Nooooooo! What happened to the man the California Young Dems guy Tim Steed calls “Handsome John Garamendi“? Yes, in the race for Insurance Commissioner, Bustamante deserved to lose (hey, he did lose a lot of weight!), and I understand that people pooh-poohed Angelides from the beginning. But surely not a GOP blue state sweep?

I logged in on some Young Dem's laptop to ocvote.com, the website of the Orange County registrar, where a terrifying sight awaited my eyes. Lockyer lost to Strickland? Bowen lost to MacPherson? Jerry Brown lost to Chuck . . . Chuck . . . aha. The OC registrar had the local vote tallies. (Terribly helpful, except really not.) Sorry, but weren't no way Poochigian was outpolling Brown 60/40. Nice try, though.

I called my buddy back and explained it to him, and he was sad,and I laughed and laughed.

And yet, who really won? He did. Even at the Sylvia Plathathon that was GOP election night at the Irvine Hyatt, he'd found some chick to make time with and soothe his hurt feelies. Was I making time with someone? Were my feelies soothed? No.

But did I get a picture with Congresswoman Loretta Sanchez, now chairwoman of the House Homeland Security Sub-Committee on Ports and Shit? (No more pillow fights for you, DA wench Susan Schroeder! The Girl's got a new best friend!) And did she chide me to put down my drink for the snapshot—”Otherwise you'll look like a lush!”? I did, and she did, though it's funny, because all these years I had thought she'd known who I was, and there's no “look like” about it.

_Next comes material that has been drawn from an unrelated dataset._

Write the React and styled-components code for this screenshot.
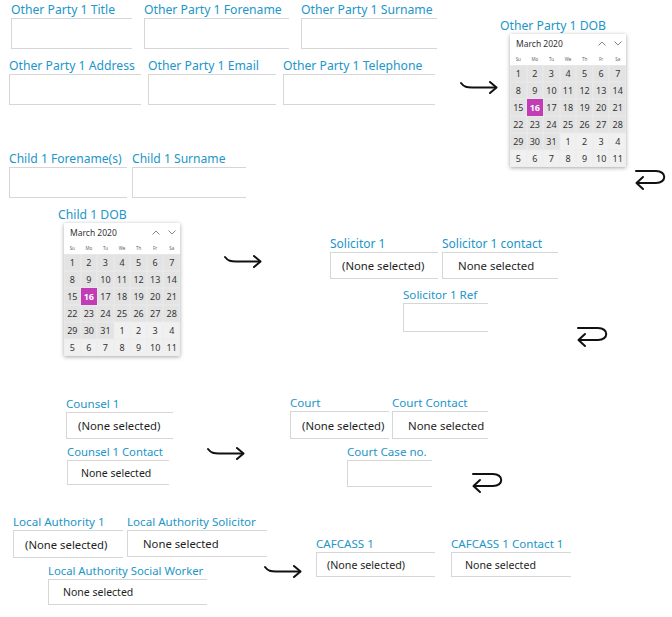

Madam Chairwoman. Rock the fuck on!

*   *   *

Madam Chairwoman's victory party at the OC Performing Arts Pavilion, though, was an odd, uppity thing. She doesn't like the old union folks (and Mexicans!) hanging out at the IBEW Local 441? She has to be all fancy, with her $40 ticket price and her salmon and her pomegranate-studded couscous? And then she has to charge $6 for a beer? The fuck you say! (The salmon and couscous, though, were delicious.)

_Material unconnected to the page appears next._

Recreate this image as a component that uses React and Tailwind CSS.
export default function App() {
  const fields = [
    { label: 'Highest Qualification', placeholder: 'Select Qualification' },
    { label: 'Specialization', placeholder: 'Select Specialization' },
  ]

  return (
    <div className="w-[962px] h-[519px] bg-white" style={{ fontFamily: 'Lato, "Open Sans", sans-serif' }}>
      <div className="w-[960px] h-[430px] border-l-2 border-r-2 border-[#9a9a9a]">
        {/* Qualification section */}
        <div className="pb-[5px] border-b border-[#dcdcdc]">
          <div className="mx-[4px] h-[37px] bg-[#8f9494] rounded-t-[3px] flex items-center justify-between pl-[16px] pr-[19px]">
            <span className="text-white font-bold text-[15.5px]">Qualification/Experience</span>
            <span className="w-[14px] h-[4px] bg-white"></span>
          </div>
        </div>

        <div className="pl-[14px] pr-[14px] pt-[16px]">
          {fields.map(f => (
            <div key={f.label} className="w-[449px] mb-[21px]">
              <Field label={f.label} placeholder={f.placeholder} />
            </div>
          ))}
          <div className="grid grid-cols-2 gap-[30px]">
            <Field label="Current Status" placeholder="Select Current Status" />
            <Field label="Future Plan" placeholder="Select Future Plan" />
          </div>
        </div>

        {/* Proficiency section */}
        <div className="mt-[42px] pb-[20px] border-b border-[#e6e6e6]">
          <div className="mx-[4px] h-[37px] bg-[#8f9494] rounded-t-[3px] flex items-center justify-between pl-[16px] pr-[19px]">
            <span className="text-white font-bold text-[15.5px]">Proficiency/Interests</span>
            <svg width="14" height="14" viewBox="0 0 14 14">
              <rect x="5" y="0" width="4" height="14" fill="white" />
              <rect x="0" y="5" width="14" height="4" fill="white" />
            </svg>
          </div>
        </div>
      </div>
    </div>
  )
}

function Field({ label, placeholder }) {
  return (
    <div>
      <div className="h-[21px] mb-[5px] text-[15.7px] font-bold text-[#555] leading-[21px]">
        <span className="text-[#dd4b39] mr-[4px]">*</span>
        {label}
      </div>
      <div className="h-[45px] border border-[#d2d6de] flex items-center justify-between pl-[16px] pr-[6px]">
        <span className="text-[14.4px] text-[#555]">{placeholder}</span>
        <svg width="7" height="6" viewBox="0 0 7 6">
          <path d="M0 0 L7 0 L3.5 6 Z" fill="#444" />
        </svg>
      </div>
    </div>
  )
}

It all reminded me of nothing so much as when I became friends with John Pantle, who was then the booker at the Mouse House of Blues, and I went from sweating and dancing and making friends with my co-losers on the floor (or “steerage,” as I now like to call it) to sitting in the balcony and looking down derisively on the madding crowds below—probably looking down on them with a lorgnette.

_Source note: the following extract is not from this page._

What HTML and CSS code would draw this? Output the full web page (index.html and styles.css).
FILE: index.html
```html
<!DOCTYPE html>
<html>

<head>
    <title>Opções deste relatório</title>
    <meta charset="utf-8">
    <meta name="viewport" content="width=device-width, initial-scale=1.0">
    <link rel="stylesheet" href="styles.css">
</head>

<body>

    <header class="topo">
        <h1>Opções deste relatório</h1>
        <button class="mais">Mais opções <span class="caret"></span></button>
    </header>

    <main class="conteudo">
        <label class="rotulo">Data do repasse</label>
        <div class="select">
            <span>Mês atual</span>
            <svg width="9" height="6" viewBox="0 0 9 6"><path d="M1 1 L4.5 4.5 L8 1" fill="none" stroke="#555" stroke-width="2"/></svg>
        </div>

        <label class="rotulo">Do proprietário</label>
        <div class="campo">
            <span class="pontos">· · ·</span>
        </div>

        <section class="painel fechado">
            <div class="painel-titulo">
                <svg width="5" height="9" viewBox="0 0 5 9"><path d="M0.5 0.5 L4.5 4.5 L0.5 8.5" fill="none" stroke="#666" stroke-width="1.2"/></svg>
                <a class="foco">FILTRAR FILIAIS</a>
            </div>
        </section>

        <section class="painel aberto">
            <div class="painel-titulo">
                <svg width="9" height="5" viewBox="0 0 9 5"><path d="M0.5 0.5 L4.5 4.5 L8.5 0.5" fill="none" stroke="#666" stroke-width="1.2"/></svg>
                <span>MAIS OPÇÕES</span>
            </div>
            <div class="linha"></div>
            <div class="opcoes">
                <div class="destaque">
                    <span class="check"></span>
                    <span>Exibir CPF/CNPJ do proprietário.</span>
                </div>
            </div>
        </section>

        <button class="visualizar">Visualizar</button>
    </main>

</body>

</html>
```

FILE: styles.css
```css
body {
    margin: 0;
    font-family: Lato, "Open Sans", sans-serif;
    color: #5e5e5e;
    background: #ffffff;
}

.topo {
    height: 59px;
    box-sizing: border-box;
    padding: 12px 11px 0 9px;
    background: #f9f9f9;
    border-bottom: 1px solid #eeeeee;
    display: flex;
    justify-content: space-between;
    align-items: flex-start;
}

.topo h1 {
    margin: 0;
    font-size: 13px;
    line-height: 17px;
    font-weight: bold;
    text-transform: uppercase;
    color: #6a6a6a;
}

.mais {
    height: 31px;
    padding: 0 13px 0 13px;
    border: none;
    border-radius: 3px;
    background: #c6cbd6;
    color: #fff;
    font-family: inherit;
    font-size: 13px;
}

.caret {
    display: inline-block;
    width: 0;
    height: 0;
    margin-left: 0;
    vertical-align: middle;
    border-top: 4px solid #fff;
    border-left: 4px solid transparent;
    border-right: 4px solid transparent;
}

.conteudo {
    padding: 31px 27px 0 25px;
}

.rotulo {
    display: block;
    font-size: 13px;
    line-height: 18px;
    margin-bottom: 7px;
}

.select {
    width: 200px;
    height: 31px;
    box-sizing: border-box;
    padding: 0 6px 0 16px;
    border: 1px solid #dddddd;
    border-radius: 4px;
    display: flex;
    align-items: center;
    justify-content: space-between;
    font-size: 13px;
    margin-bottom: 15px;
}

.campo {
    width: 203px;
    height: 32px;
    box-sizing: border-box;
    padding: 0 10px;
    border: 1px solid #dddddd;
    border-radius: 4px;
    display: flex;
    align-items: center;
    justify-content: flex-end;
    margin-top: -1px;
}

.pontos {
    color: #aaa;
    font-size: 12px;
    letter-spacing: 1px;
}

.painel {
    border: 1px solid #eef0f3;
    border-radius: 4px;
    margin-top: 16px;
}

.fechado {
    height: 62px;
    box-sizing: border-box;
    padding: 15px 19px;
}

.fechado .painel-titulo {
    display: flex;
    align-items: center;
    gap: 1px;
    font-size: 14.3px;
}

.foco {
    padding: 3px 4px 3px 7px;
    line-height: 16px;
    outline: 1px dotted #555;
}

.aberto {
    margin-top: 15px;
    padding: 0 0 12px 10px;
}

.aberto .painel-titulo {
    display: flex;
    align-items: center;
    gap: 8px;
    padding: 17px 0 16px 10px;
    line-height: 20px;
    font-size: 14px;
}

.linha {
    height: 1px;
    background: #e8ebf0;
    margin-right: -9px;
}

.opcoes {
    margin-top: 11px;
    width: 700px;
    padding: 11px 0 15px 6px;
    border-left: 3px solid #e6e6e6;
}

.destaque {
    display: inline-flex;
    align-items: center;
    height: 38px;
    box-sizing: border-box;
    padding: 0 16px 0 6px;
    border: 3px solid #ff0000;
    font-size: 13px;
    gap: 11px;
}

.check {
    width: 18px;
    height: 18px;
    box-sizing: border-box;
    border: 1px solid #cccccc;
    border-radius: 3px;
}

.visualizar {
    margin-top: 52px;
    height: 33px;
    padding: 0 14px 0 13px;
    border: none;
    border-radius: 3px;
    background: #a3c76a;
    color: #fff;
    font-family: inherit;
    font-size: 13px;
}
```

I'll say it like Wyclef. Don't forget where you came from, Loretta: Palos Verdes!

Aw, snap!

*   *   *

By Friday, I was still tired—those Young Dems are deadly!—so I smoked some crack and watched Annie Hall.

But Saturday, I had the world's most exciting event to attend: everybody, Nick Schou wrote a book! And had a reading! Where he didn't actually read, but recited seamlessly for us the entire story of the late San Jose Mercury News reporter Gary Webb, and his unjustly maligned article about the CIA's ties to the '80s LA crack epidemic! And we were happy! Because Nick Schou wrote a book! All the Weekly folks (except Lowery) showed up, and when Gustavo releases his book, we'll all show up too, but probably just so we can throw shit at him. It's not that Gustavo isn't just as much a sweetling as Schou—he is, and industrious too!—it's just the whole thing about him going on Colbert. We just really won't ever forgive him for that.

That night, following the reception for Schou's book at the Long Beach Museum of Art—such a pretty place, with such a terrible collection—we hit up Dan Lo Fi Champion to see what was going on in SnoopTown, a place I've been pretty much five times since I finally moved away from all the neighbors having gun fun in my front yard. Lo Fi said to come to the Pike, so I saddled up Jimand Leslie Washburn and off we rode. The Pike was boring (though it did have Chimay), and the folkie guy playing acoustic was boring (though dimpled), and the owner—that guy from Social D—was a total dork (though from Social D). We were all outside trying to remember who sang “Walking in LA“—the guys said Berlin, we girls countered with the Go-Go's, before we all started going “Terry . . . drummer . . . Dale Bozzio. . . MISSING PERSONS!”

Okay, so this is boring, right? But it's the necessary prelude to this, which is also boring: then the Social D guy goes, “You owe me 50 bucks!” and I go, “Huh?” and he goes, “You said it was the Go-Go's and you were wrong,” and I go, “You said it was Berlin, and I was the one who finally got that it was Missing Persons and I never said I was betting you 50 bucks, and fuck off, spazz!”

Good God, I hope that wasn't flirting.

Then we went to Fern's, and that sucked too, and since I used to actually live there, I already knew that, so I really didn't have any excuse, and I went home and smoked some crack and watched The War Room, and chanted “Speaker Pelosi” to myself a few more times before drifting off into a sweet, sweet sleep.